He said older students had created eco-friendly bricks but they were not put into commercial development because of high production costs. So he decided to find a way to make bricks from scrap paper.

He went to every corner in the city to collect scrap paper, from classrooms and photocopy shops to bookstores and tried to make plaster with the materials. 

After that, he ground the plaster and mixed it with sand and cement to create a mixture of concrete. 

The two major elements of Sang’s unburned bricks were binder and aggregate. The ratios of the two elements in bricks can be changed depending on their purpose.

Sang said he experimented many times to be sure the products could obtain the compressive strength needed. 

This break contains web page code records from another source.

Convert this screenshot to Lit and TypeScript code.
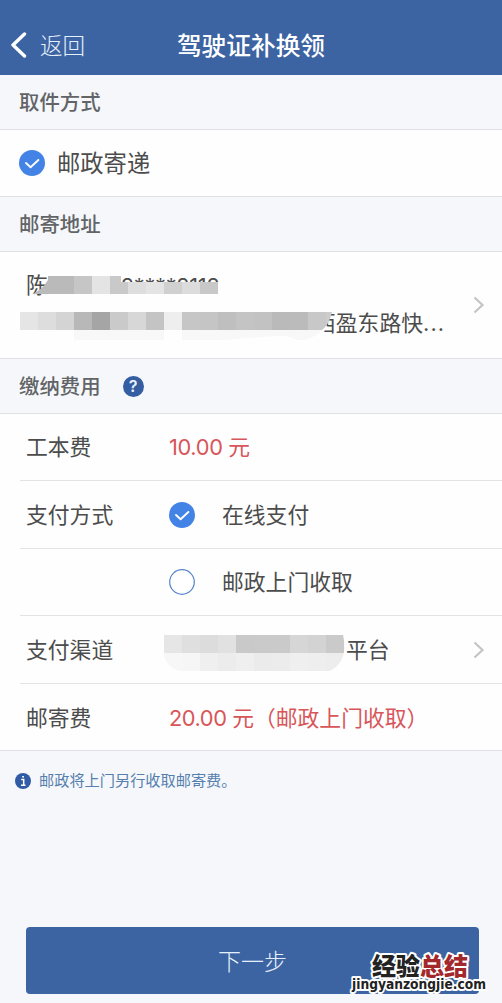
import { LitElement, html, svg, css } from "lit";
import { customElement } from "lit/decorators.js";

type Block = [x: number, y: number, w: number, h: number, fill: string];

const ADDRESS_BLOCKS: Block[] = [
  [20, 0, 54, 18, "#bababa"], [74, 0, 18, 18, "#c6c6c6"], [92, 0, 18, 18, "#e4e4e4"], [110, 0, 11, 18, "#c9c9c9"],
  [121, 6, 7, 12, "#c9c9c9"], [128, 6, 18, 12, "#dedede"], [146, 6, 18, 12, "#e4e4e4"], [164, 6, 18, 12, "#d0d0d0"], [182, 6, 18, 12, "#dcdcdc"], [200, 6, 18, 12, "#c8c8c8"],
];
const STREET_BLOCKS: Block[] = [
  "#e5e5e5", "#dddddd", "#d4d4d4", "#b8b8b8", "#a5a5a5", "#cacaca", "#d7d7d7", "#c4c4c4", "#eeeeee",
  "#c6c6c6", "#c5c5c5", "#bfbfbf", "#c4c4c4", "#c2c2c2", "#bababa", "#bbbbbb", "#c8c8c8", "#cccccc",
].map((c, i) => [20 + i * 18, 36, 18, 18, c] as Block);
const CHANNEL_BLOCKS: Block[] = [
  ...["#e6e6e6", "#dfdfdf", "#dcdcdc", "#e1e1e1", "#c9c9c9", "#cacaca", "#cacaca", "#d6d6d6", "#d3d3d3", "#cacaca"].map((c, i) => [i * 18, 0, 18.2, 18, c] as Block),
  ...["#f7f7f7", "#f6f6f6", "#efefef", "#ececec", "#efefef", "#ebebeb", "#ececec", "#efefef", "#eeeeee", "#ededed"].map((c, i) => [i * 18, 18, 18.2, 18, c] as Block),
];
const blocks = (list: Block[]) =>
  list.map(([x, y, w, h, f]) => svg`<rect x=${x} y=${y} width=${w} height=${h} fill=${f} />`);

const tick = html`<svg class="radio" viewBox="0 0 26 26"><circle cx="13" cy="13" r="13" fill="#4383e6" /><path d="M7 13l4.6 4.2 7.8-7.2" fill="none" stroke="#fff" stroke-width="1.9" stroke-linecap="round" stroke-linejoin="round" /></svg>`;
const ring = html`<svg class="radio" viewBox="0 0 26 26"><circle cx="13" cy="13" r="12.3" fill="#fff" stroke="#5585ca" stroke-width="1.2" /></svg>`;
const chevron = html`<svg class="chevron" viewBox="0 0 12 18"><path d="M1.5 1.5L9.5 9l-8 7.5" fill="none" stroke="#c4c4c6" stroke-width="2.2" /></svg>`;

@customElement("app-root")
export class AppRoot extends LitElement {
  static styles = css`
    :host { display: flex; flex-direction: column; box-sizing: border-box; height: 1003px; background: #f5f7fa; color: #4c4c4c; font: 21.8px/32px Inter, "Noto Sans CJK SC", sans-serif; white-space: nowrap; overflow: hidden; }
    * { box-sizing: border-box; }
    svg { display: block; flex: none; }
    .bar { height: 75px; flex: none; display: grid; grid-template-columns: 1fr auto 1fr; align-items: center; padding: 15px 10px 0; background: #3c63a2; color: #fff; }
    .back { display: flex; align-items: center; gap: 13px; font-size: 22.6px; font-weight: 300; color: #e6f0fc; }
    .back svg { width: 17px; height: 26px; }
    .back span, .title { padding-top: 1px; }
    .title { font-size: 24.7px; font-weight: 500; }
    .head { flex: none; height: 55px; display: flex; align-items: center; gap: 22px; padding: 2px 19px 0; font-size: 20.4px; font-weight: 500; color: #626467; border-bottom: 1px solid #dfe1e3; }
    .card { flex: none; background: #fefefe; border-bottom: 1px solid #dfe1e3; }
    .method { height: 67px; display: flex; align-items: center; gap: 12px; padding: 0 19px; font-size: 23.3px; }
    .method span { padding-top: 2px; }
    .radio { width: 26px; height: 26px; }
    .address { position: relative; height: 107px; display: flex; align-items: center; justify-content: space-between; padding: 0 17px 0 26px; }
    .lines { display: flex; flex-direction: column; gap: 5px; padding-bottom: 3px; }
    .owner { display: flex; align-items: center; }
    .street { padding-left: 288px; }
    .dots { letter-spacing: 1.1px; }
    .phone { padding: 2px 0 0 73px; letter-spacing: -0.3px; }
    .mask { position: absolute; left: 0; top: 0; width: 350px; height: 106px; }
    .chevron { width: 12px; height: 18px; }
    .help { width: 21px; height: 21px; margin-top: -1px; border-radius: 50%; background: #355da2; color: #e9f2ff; font: 600 16px/21px Inter, sans-serif; text-align: center; }
    .rows { padding-left: 20px; }
    .row { height: 67.5px; display: grid; grid-template-columns: 143px 1fr auto; align-items: center; padding: 1px 17px 0 6px; border-bottom: 1px solid #e4e4e5; }
    .row:first-child { height: 67px; padding-top: 0; }
    .row:last-child { border: 0; height: 66.5px; padding-top: 2px; }
    .choice { display: flex; align-items: center; gap: 27px; }
    .price { color: #d8565a; }
    .num { letter-spacing: -0.35px; }
    .wide { letter-spacing: -0.45px; }
    .channel { display: flex; align-items: center; gap: 1px; margin-left: -5px; }
    .channel svg { width: 181px; height: 36px; margin-top: 7px; }
    .note { display: flex; align-items: center; gap: 8px; height: 60px; padding-left: 15px; font-size: 15.2px; color: #557fae; }
    .info { width: 16px; height: 16px; }
    .foot { margin-top: auto; padding: 0 23px 9px 26px; position: relative; }
    .next { display: block; width: 100%; height: 67px; padding: 0; border: 0; border-radius: 4px; background: #3c63a2; color: #e6f0fc; font: 300 23px/67px "Noto Sans CJK SC", sans-serif; }
    .stamp { position: absolute; left: 346px; top: 17px; width: 150px; height: 59px; overflow: visible; }
    .stamp text { paint-order: stroke; stroke: #fff; stroke-linejoin: round; font-weight: 900; }
    .cn { font-family: "Noto Sans CJK SC", sans-serif; font-size: 24px; stroke-width: 4px; }
    .stamp .site { font-family: "DejaVu Sans", sans-serif; font-size: 14px; font-weight: 700; stroke-width: 4px; }
  `;

  render() {
    return html`
      <header class="bar">
        <div class="back"><svg viewBox="0 0 17 26"><path d="M14.5 2L3 13l11.5 11" fill="none" stroke="#fff" stroke-width="3.4" stroke-linecap="round" stroke-linejoin="round" /></svg><span>返回</span></div>
        <div class="title">驾驶证补换领</div>
      </header>
      <div class="head">取件方式</div>
      <div class="card method">${tick}<span>邮政寄递</span></div>
      <div class="head">邮寄地址</div>
      <div class="card address">
        <div class="lines">
          <div class="owner">陈<span class="phone">2****2112</span></div>
          <div class="street">西盈东路快<span class="dots">...</span></div>
        </div>
        ${chevron}
        <svg class="mask" viewBox="0 0 350 106">
          <defs><clipPath id="a"><path d="M48 24H218V42H32Q42 38 48 28ZM20 60H332Q329 73 322 78H20Z" /></clipPath></defs>
          <path d="M48 30H222V48H48ZM20 59H330L322 88H36Q22 82 20 76Z" fill="#fefefe" />
          <path d="M74 78h90v10H74zM182 78h140q-10 11-24 10-12-5-22-4-30 2-52 4h-42z" fill="#f8f8f8" />
          <g clip-path="url(#a)"><g transform="translate(0 24)">${blocks(ADDRESS_BLOCKS)}${blocks(STREET_BLOCKS)}</g></g>
        </svg>
      </div>
      <div class="head">缴纳费用<span class="help">?</span></div>
      <div class="card rows">
        <div class="row"><span>工本费</span><span class="price"><span class="num">10.00 </span>元</span></div>
        <div class="row"><span>支付方式</span><span class="choice">${tick}在线支付</span></div>
        <div class="row"><span></span><span class="choice">${ring}邮政上门收取</span></div>
        <div class="row"><span>支付渠道</span>
          <span class="channel"><svg viewBox="0 0 181 36"><defs><clipPath id="b"><path d="M0 0H179Q185 26 166 36H16Q2 32 0 20Z" /></clipPath></defs><g clip-path="url(#b)">${blocks(CHANNEL_BLOCKS)}</g></svg>平台</span>${chevron}</div>
        <div class="row"><span>邮寄费</span><span class="price"><span class="wide">20.00 </span>元（邮政上门收取）</span></div>
      </div>
      <div class="note"><svg class="info" viewBox="0 0 16 16"><circle cx="8" cy="8" r="8" fill="#315ba5" /><path d="M6.2 6.5H8.7V12M6 12.2h4.5M7.2 3.7h1.8" fill="none" stroke="#fff" stroke-width="1.5" /></svg>邮政将上门另行收取邮寄费。</div>
      <footer class="foot">
        <button class="next">下一步</button>
        <svg class="stamp" viewBox="0 0 150 59"><text class="cn" x="26" y="31" fill="#222">经验<tspan fill="#a3282c">总结</tspan></text><text class="site" x="6" y="45" textLength="134" lengthAdjust="spacingAndGlyphs" fill="#222">jingyanzongjie.com</text></svg>
      </footer>`;
  }
}
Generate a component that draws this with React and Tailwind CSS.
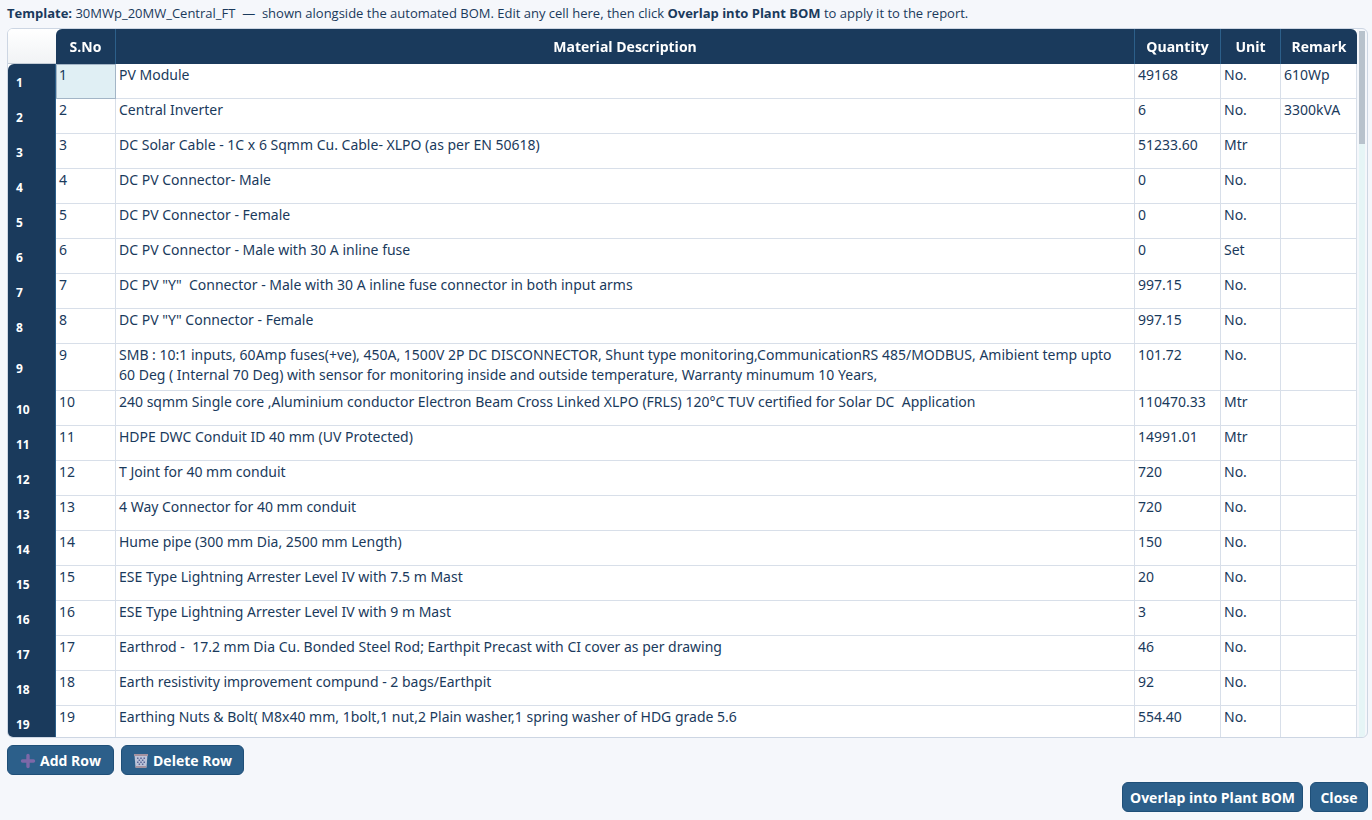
const rows = [
  ["1", "PV Module", "49168", "No.", "610Wp"],
  ["2", "Central Inverter", "6", "No.", "3300kVA"],
  ["3", "DC Solar Cable - 1C x 6 Sqmm Cu. Cable- XLPO (as per EN 50618)", "51233.60", "Mtr", ""],
  ["4", "DC PV Connector- Male", "0", "No.", ""],
  ["5", "DC PV Connector - Female", "0", "No.", ""],
  ["6", "DC PV Connector - Male with 30 A inline fuse", "0", "Set", ""],
  ["7", "DC PV \"Y\"  Connector - Male with 30 A inline fuse connector in both input arms", "997.15", "No.", ""],
  ["8", "DC PV \"Y\" Connector - Female", "997.15", "No.", ""],
  ["9", "SMB : 10:1 inputs, 60Amp fuses(+ve), 450A, 1500V 2P DC DISCONNECTOR, Shunt type monitoring,CommunicationRS 485/MODBUS, Amibient temp upto 60 Deg ( Internal 70 Deg) with sensor for monitoring inside and outside temperature, Warranty minumum 10 Years,", "101.72", "No.", ""],
  ["10", "240 sqmm Single core ,Aluminium conductor Electron Beam Cross Linked XLPO (FRLS) 120°C TUV certified for Solar DC  Application", "110470.33", "Mtr", ""],
  ["11", "HDPE DWC Conduit ID 40 mm (UV Protected)", "14991.01", "Mtr", ""],
  ["12", "T Joint for 40 mm conduit", "720", "No.", ""],
  ["13", "4 Way Connector for 40 mm conduit", "720", "No.", ""],
  ["14", "Hume pipe (300 mm Dia, 2500 mm Length)", "150", "No.", ""],
  ["15", "ESE Type Lightning Arrester Level IV with 7.5 m Mast", "20", "No.", ""],
  ["16", "ESE Type Lightning Arrester Level IV with 9 m Mast", "3", "No.", ""],
  ["17", "Earthrod -  17.2 mm Dia Cu. Bonded Steel Rod; Earthpit Precast with CI cover as per drawing", "46", "No.", ""],
  ["18", "Earth resistivity improvement compund - 2 bags/Earthpit", "92", "No.", ""],
  ["19", "Earthing Nuts & Bolt( M8x40 mm, 1bolt,1 nut,2 Plain washer,1 spring washer of HDG grade 5.6", "554.40", "No.", ""],
];

const columns = ["S.No", "Material Description", "Quantity", "Unit", "Remark"];

function PlusIcon() {
  return (
    <svg className="size-4" viewBox="0 0 16 16" aria-hidden="true">
      <path d="M8 2.5v11M2.5 8h11" stroke="#7d68a8" strokeWidth="3.4" strokeLinecap="round" />
    </svg>
  );
}

function BasketIcon() {
  return (
    <svg className="size-4" viewBox="0 0 16 16" aria-hidden="true">
      <path d="M1.5 2h13l-1 12.5h-11z" fill="#bcc3d8" />
      <g fill="#5b6798">
        <path d="M4 4.5h1.5V6H4zM7.2 4.5h1.6V6H7.2zM10.5 4.5H12V6h-1.5zM5.6 6.5h1.5V8H5.6zM8.9 6.5h1.5V8H8.9zM4 8.5h1.5V10H4zM7.2 8.5h1.6V10H7.2zM10.5 8.5H12V10h-1.5zM5.6 10.5h1.5V12H5.6zM8.9 10.5h1.5V12H8.9z" />
      </g>
      <path d="M1 1h14v2H1zM2.5 13h11l-.2 2H2.7z" fill="#a5929f" />
    </svg>
  );
}

function Button({ children, className = "" }) {
  return (
    <button
      type="button"
      className={`flex h-[30px] items-center justify-center gap-1 rounded-md border border-[#1f4f78] bg-[#2c5f8a] pt-[2px] font-['Open_Sans','Noto_Sans',sans-serif] text-sm font-bold text-white ${className}`}
    >
      {children}
    </button>
  );
}

export default function App() {
  return (
    <main className="flex h-screen flex-col bg-[#f5f7fb] pr-1 pb-2 pl-[7px] font-['Noto_Sans',sans-serif] text-[#1a3a5c]">
      <p className="pt-[3px] pb-[5px] font-['Open_Sans','Noto_Sans',sans-serif] text-[13px] leading-5 whitespace-pre-wrap">
        <b>Template:</b> 30MWp_20MW_Central_FT{"  —  "}shown alongside the automated BOM. Edit any cell here, then click{" "}
        <b>Overlap into Plant BOM</b> to apply it to the report.
      </p>

      <section className="flex min-h-0 flex-1 overflow-hidden rounded-md border border-[#cdd6e3]">
        <div className="min-w-0 flex-1 overflow-y-auto bg-white [scrollbar-width:none]">
          <table className="w-full table-fixed border-separate border-spacing-0 text-sm leading-5">
            <colgroup>
              <col className="w-12" />
              <col className="w-[60px]" />
              <col />
              <col className="w-[86px]" />
              <col className="w-[60px]" />
              <col className="w-[76px]" />
            </colgroup>
            <thead className="sticky top-0 font-['Open_Sans','Noto_Sans',sans-serif]">
              <tr className="h-[35px]">
                <td className="border-b border-[#c3ccd6] bg-linear-to-b from-white to-[#f1f3f5]" />
                {columns.map((name) => (
                  <th
                    key={name}
                    scope="col"
                    className="border-r border-[#2c5f8a] bg-[#1a3a5c] p-0 text-center font-bold text-white first-of-type:rounded-tl-md last:rounded-tr-md last:border-r-0"
                  >
                    {name}
                  </th>
                ))}
              </tr>
            </thead>
            <tbody>
              {rows.map((row, i) => (
                <tr key={row[0]} className="group/row h-[35px]">
                  <th
                    scope="row"
                    className="border-r border-[#2c5f8a] bg-[#1a3a5c] pt-[2px] pr-0 pb-0 pl-2 text-left align-middle text-xs font-bold text-white group-first/row:rounded-tl-md"
                  >
                    {row[0]}
                  </th>
                  {row.map((cell, j) => (
                    <td
                      key={j}
                      className={
                        i === 0 && j === 0
                          ? "border border-[#a3b5c6] bg-[#e0eff4] px-[2px] py-0 align-top"
                          : "border-r border-b border-[#d8dfe9] px-[3px] pt-px pb-[5px] align-top whitespace-pre-wrap"
                      }
                    >
                      {cell}
                    </td>
                  ))}
                </tr>
              ))}
            </tbody>
          </table>
        </div>
        <div className="w-[10px] px-[2px] pt-[2px]" aria-hidden="true">
          <div className="h-full w-[6px] bg-[#e6f5f6]">
            <div className="h-[16%] bg-[#b8c2cc]" />
          </div>
        </div>
      </section>

      <div className="flex gap-[7px] pt-[7px]">
        <Button className="min-w-[107px] px-[11px]">
          <PlusIcon />
          Add Row
        </Button>
        <Button className="min-w-[107px] px-[11px]">
          <BasketIcon />
          Delete Row
        </Button>
      </div>
      <div className="flex justify-end gap-[7px] pt-[7px]">
        <Button className="min-w-[58px] px-[7px]">Overlap into Plant BOM</Button>
        <Button className="min-w-[58px] px-[7px]">Close</Button>
      </div>
    </main>
  );
}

Sang has created two types of bricks, one for building partitions to separate rooms inside houses and the other for building retaining walls.

Experiments showed that the bricks did not degrade after one week of being soaked in water, and they still maintained hardness. 

The bricks did not catch fire after 30 minutes of being on a stove.

The bricks can be made on a very simple production line which can be implemented in small workshops with low initial investment capital. 

They are friendly to the environment, soundproof, heat insulating and have good bearing power.

Being lightweight is the outstanding advantage of the bricks made of waste paper. 

Investors can save money on building foundations, while workers can easily implement construction works.

Phan The Vinh, a lecturer at the HCM City Architecture University, noted that Sang’s bricks can bring big benefits.

“Since the bricks are made of waste paper, they are very lightweight, and construction can go faster. The toxicity will also be eased,” he noted.

The bricks are believed to have low selling prices and have bigger advantages than the other two unbaked bricks available in the market – cement aggregate bricks and autoclaved aerated concrete bricks.

A lot of traditional brick kilns that caused environment pollution have been forced to stop operation. However, lightweight materials still have not been used for construction works.

The Ministry of Construction decided that since January 15, 2013, the state funded construction works in third-grade or higher urban areas must use 100 percent of unburned building materials. The construction works in the other areas must use 50 percent of unburned materials at minimum. The proportion will be 100 percent after 2015.

However, the regulation has been ignored.